Jul 09 2024
Permaculture – a fertile soil for society and science
From 26. to 28. June 2024 we took part in the 10th Living Knowlegde conference at the University of Girona (Spain), where we presented our permaculture project. If you click on the poster image, you can download a higher resolution image (PNG, 7 MiB), with readable text:-) Additionally you can read an earlier, more detailed text about Finca Leukeña here, and the briefer abstract submitted to the conference follows:
We report on an agricultural project (Finca Leukeña) in the far south of Spain, in which a bare, dry avocado plantation has been transformed into a fertile food forest since 2015. This transformation is guided by the principles of permaculture, which aims at PERMAnent, agriCULTURurally productive ecosystems. This includes techniques like mulching, green manure, fermentation, charcoal, terra preta. These are applicable regardless of the climate zone and, thanks to their simplicity, accessible to all gardeners.
Sustainable food production is the basis of a sustainable civilization. It is well known, at least since „The Limits to Growth“ (1972), that the (capitalist, industrial) civilization we live in is not sustainable at all. Permaculture is a tried and tested alternative to industrial agriculture, but initiatives striving to use it in order to improve the ecological situation are faced with difficult surrounding conditions:
- permanent access to land (ownership),
- bureaucratic restrictions on the reuse of biomass and the distribution of the harvest,
- dynamics of the food markets, i.e. capital concentration in ownership, production, processing and distribution,
- dominance of the mineral fertilizer theory of plant nutrition in science.

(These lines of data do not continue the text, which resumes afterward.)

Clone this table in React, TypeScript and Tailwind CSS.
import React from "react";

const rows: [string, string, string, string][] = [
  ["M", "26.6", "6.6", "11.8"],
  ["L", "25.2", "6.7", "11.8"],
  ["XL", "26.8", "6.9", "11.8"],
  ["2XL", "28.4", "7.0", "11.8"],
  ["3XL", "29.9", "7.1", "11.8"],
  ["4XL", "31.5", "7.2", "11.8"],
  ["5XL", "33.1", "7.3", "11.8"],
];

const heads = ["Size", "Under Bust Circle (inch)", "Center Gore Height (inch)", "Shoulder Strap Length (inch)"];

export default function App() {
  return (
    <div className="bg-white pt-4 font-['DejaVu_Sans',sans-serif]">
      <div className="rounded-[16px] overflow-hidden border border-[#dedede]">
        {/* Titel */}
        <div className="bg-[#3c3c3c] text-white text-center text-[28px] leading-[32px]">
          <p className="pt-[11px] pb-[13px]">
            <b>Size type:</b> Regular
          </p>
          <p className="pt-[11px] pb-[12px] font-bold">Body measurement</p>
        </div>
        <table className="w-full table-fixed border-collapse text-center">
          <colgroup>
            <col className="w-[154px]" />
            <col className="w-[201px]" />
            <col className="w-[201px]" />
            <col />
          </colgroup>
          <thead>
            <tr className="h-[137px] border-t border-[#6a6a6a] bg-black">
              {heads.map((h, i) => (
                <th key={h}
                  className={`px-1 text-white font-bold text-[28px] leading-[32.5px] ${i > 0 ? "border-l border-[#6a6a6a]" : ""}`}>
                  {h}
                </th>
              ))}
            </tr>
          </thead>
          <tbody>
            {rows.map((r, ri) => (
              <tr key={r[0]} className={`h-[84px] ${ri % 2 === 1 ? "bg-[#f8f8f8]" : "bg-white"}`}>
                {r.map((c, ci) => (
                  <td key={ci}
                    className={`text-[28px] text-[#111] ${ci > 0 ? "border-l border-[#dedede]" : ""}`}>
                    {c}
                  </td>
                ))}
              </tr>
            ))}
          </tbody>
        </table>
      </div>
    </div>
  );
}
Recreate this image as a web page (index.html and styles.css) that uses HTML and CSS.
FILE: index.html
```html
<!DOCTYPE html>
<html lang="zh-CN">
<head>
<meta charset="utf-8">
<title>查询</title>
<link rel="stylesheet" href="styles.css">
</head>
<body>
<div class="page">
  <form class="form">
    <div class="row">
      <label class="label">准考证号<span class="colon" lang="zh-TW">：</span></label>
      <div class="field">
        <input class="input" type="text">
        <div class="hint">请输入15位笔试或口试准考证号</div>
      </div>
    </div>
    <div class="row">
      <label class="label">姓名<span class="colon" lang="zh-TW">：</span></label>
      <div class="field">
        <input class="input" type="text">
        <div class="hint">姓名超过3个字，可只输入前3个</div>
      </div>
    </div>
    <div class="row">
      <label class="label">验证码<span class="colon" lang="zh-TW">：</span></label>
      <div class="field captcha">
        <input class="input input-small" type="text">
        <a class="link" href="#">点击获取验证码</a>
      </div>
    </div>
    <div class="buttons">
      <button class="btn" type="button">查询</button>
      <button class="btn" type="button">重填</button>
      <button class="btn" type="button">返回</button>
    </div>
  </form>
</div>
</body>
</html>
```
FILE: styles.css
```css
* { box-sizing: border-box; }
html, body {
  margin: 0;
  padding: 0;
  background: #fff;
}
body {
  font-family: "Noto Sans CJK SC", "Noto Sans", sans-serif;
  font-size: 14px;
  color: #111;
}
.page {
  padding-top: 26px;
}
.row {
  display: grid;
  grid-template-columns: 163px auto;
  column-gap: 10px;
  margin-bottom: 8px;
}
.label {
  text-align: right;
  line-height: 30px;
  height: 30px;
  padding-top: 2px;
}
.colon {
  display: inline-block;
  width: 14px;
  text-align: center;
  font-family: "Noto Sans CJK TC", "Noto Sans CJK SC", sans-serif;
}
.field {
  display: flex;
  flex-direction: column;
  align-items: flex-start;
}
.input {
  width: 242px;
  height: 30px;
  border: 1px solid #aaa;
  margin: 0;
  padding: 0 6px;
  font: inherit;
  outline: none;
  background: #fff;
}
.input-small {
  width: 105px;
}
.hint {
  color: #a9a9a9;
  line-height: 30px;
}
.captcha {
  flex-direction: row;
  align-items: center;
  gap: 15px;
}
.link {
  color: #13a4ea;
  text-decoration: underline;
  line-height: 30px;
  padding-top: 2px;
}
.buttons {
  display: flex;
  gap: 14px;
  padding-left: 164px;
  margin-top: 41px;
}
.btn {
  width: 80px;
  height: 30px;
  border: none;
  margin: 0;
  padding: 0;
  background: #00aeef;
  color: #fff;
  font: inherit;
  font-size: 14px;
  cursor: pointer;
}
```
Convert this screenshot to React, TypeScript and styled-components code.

Despite the problems, many experiments using permaculture’s principles and techniques are being performed, and their results literally call for systematic support from science:
- research in the area of soil life, and of permaculture in general (microbiology, botany, ecology, geography, anthropolgy, …),
- systematizing the knowledge gained by practitioners and making it available to multipliers and the general population,
- field studies, done especially by younger people (living and working with and within nature provides a deeper understanding of its complexity (and beauty), an experience of practical, social impact along their scientific activity, and a solid foundation for their vision of a sustainable society).
There are movements and organizations in society that implement co-operative and ecologically oriented modes of agriculture, like CSA (community supported agriculture) and biological farming. Permaculture is able to extend their approaches, e.g. to improve bio-diversity and climate mitigation/protection.